--- start of Information provided ---

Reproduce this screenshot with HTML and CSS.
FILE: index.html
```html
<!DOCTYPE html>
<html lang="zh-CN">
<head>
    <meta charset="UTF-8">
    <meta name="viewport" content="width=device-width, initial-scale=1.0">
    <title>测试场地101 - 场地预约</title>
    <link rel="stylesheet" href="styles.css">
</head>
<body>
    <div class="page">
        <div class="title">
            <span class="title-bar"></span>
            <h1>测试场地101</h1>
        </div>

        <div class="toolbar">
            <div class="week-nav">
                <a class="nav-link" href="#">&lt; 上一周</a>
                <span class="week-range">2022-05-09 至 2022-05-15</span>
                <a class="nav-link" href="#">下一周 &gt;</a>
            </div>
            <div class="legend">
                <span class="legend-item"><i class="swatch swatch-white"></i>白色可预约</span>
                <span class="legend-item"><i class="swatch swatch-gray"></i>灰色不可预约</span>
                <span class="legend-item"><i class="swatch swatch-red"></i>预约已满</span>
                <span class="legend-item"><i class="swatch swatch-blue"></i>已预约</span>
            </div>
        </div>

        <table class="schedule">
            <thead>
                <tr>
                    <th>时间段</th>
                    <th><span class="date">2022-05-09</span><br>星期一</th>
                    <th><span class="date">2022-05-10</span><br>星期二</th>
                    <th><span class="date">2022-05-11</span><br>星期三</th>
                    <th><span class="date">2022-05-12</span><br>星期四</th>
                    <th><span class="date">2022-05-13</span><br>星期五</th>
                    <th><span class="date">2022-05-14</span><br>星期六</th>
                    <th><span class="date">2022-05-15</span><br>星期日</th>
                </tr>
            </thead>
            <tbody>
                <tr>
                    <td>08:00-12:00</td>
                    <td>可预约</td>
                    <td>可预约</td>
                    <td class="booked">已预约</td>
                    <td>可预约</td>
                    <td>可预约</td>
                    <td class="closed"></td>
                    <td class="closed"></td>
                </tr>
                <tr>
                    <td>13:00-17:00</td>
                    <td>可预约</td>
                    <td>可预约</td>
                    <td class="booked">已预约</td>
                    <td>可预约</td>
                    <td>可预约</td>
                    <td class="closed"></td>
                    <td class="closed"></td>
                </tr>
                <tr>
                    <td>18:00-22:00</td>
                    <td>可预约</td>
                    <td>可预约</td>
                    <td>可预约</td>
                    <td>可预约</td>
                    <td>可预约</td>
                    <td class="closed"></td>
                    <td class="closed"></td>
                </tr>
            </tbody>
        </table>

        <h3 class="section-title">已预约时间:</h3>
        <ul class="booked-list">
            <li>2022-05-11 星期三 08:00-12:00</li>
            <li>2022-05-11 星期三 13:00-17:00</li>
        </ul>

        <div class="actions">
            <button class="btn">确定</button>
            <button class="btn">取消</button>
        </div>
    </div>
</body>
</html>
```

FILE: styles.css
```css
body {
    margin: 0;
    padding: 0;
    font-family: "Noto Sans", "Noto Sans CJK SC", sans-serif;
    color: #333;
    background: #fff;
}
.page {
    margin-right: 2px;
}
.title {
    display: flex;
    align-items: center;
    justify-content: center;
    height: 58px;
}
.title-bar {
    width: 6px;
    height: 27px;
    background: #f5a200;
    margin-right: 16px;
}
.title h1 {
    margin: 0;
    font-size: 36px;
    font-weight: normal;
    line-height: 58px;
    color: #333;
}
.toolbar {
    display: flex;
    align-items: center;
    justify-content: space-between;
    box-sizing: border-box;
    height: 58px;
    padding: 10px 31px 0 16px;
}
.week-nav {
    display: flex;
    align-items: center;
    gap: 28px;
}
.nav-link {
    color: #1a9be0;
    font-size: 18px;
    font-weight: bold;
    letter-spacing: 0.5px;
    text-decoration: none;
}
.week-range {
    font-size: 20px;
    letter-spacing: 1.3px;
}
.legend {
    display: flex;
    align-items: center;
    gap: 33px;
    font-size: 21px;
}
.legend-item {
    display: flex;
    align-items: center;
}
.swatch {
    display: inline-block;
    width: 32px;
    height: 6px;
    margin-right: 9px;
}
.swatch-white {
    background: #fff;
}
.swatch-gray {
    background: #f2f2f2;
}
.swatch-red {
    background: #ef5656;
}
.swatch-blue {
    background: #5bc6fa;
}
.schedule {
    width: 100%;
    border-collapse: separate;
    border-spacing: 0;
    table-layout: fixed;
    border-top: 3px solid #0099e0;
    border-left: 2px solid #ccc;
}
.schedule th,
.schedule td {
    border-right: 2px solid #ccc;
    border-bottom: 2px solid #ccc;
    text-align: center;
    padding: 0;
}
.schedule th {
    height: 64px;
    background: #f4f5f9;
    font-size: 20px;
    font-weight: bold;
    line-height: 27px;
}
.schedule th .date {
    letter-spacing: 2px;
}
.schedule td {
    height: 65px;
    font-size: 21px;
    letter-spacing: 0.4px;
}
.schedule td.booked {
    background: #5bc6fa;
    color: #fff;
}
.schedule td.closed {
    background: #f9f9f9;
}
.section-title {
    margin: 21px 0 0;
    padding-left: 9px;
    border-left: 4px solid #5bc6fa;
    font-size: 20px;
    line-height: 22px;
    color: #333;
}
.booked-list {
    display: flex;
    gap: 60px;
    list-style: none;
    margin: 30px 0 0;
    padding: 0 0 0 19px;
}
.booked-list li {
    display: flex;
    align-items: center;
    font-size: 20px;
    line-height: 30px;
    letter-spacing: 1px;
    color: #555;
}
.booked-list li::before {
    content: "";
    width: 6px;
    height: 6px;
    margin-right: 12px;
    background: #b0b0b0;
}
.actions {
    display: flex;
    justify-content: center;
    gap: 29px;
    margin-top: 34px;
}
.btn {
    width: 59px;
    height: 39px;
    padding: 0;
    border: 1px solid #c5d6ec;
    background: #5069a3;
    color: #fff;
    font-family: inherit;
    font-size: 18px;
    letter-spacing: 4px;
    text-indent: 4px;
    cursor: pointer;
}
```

--- end of Information provided ---
--- start of Information provided ---

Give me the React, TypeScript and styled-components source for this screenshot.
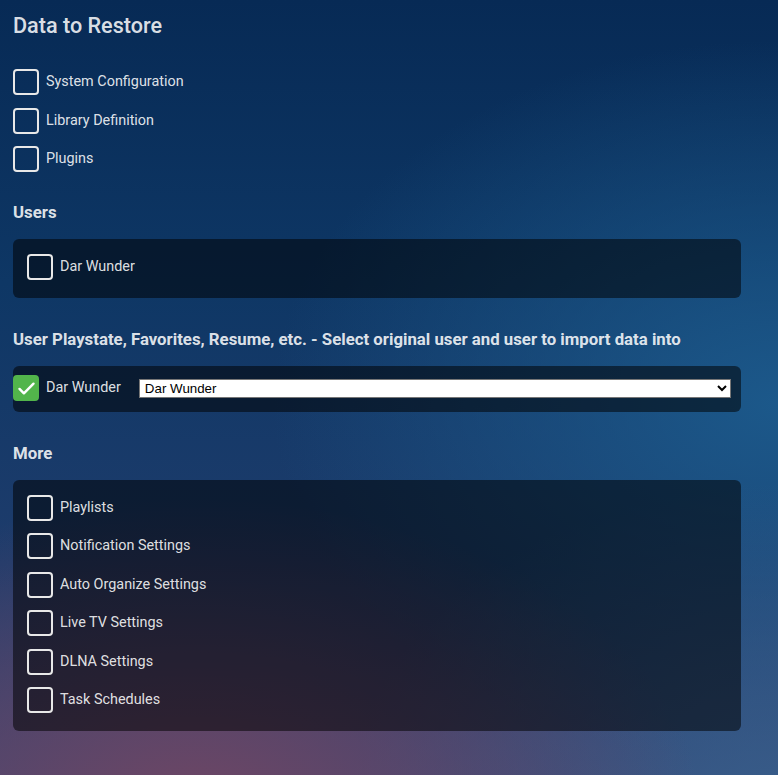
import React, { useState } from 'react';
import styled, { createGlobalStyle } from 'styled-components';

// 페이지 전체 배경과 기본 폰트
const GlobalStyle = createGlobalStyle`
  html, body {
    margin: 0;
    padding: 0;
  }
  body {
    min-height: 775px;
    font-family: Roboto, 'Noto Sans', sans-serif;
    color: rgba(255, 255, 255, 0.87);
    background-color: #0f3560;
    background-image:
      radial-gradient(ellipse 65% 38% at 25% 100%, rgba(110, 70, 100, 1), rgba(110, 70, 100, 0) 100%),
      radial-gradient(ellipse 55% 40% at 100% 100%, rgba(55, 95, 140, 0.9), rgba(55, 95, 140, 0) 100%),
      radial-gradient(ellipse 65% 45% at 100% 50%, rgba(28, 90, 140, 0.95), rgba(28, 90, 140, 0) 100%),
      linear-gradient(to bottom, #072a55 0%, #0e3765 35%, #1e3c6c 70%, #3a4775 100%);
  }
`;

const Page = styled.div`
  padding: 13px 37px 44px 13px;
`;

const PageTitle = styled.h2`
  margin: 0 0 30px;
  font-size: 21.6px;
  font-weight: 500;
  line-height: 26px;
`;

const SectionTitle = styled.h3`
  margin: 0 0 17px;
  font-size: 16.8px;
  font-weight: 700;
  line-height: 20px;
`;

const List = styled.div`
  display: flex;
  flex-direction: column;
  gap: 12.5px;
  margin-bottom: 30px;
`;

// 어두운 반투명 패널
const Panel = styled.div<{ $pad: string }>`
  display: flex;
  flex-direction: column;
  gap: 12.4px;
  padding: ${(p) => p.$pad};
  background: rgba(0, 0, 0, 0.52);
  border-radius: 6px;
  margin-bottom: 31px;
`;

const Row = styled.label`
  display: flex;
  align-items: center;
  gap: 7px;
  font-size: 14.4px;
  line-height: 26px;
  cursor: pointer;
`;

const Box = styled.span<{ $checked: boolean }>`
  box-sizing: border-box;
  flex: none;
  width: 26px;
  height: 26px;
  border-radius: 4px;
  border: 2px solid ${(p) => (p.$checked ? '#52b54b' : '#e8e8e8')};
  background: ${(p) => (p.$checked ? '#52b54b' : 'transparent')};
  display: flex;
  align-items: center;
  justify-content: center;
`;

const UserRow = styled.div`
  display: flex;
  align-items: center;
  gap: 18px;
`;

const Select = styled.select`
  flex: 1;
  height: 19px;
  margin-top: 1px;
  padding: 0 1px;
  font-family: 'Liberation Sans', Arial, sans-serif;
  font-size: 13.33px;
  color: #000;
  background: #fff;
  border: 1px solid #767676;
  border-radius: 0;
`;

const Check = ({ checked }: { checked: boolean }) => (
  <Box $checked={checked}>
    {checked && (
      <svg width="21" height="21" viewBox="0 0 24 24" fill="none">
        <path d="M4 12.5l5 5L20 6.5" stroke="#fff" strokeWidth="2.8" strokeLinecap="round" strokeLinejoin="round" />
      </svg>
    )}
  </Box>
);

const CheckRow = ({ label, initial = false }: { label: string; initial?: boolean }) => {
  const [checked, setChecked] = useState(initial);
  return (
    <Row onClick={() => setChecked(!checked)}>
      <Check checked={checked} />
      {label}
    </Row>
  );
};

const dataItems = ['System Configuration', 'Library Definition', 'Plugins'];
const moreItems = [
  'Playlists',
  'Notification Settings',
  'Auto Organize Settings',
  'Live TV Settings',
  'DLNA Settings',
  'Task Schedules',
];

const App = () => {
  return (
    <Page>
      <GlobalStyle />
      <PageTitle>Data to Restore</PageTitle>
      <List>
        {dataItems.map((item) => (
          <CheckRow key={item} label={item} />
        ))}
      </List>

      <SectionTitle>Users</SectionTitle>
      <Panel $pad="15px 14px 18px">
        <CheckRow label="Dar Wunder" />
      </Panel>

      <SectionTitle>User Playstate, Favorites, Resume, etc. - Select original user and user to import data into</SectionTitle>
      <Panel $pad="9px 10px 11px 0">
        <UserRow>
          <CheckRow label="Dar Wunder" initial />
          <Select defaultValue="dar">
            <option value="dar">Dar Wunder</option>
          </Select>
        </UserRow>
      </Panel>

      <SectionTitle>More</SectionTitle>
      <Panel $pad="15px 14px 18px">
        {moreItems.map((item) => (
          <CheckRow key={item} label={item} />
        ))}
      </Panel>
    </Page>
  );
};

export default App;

--- end of Information provided ---
--- start of Information provided ---

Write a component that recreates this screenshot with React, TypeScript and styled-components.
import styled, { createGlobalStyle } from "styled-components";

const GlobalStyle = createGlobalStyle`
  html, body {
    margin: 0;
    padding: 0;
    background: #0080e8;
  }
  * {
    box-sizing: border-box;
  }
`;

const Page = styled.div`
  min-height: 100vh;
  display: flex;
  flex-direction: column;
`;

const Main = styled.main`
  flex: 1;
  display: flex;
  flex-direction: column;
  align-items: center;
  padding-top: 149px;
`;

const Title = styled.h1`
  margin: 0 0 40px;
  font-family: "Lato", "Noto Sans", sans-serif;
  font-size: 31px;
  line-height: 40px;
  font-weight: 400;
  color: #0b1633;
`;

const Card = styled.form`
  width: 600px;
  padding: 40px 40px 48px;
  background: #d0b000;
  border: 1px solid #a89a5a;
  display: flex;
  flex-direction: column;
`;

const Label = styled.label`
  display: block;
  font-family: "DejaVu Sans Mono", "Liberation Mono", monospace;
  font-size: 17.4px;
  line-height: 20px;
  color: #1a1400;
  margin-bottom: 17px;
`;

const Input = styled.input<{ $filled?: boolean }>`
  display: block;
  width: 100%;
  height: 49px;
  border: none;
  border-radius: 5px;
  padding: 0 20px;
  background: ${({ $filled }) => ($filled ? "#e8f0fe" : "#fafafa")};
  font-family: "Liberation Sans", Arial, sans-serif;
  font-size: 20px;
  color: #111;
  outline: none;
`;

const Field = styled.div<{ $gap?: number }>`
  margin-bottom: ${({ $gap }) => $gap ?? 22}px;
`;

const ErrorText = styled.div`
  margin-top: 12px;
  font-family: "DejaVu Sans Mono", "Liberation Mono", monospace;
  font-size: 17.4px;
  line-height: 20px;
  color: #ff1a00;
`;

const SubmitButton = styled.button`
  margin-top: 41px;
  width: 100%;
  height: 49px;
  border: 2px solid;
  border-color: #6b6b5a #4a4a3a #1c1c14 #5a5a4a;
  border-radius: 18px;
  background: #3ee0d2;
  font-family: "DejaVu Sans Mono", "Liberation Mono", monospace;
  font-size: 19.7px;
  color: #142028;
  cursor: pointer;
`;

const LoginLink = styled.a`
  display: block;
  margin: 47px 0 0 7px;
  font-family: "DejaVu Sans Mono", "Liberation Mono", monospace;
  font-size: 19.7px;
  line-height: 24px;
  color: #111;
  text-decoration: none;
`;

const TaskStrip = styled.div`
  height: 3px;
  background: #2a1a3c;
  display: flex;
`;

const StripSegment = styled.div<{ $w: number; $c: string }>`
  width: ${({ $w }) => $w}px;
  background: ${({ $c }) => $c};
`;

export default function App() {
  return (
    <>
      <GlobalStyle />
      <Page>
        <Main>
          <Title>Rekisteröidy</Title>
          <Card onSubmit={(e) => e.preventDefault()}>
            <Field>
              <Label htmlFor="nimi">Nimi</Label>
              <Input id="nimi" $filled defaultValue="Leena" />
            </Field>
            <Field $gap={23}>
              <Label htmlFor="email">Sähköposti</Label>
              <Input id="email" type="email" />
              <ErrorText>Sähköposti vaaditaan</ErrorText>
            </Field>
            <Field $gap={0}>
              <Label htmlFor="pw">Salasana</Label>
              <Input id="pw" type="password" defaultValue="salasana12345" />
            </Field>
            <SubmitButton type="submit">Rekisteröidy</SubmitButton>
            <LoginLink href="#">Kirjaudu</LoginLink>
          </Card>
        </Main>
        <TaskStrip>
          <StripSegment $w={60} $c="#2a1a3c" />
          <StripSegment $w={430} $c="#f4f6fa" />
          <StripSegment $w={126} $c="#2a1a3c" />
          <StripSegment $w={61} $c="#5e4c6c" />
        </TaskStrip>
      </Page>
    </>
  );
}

--- end of Information provided ---

## [Exercise prompt]
Gather each line in the data that holds the string "with".

## [Reply to the exercise]
Reproduce this screenshot with HTML and CSS.
Write a component that recreates this screenshot with React, TypeScript and styled-components.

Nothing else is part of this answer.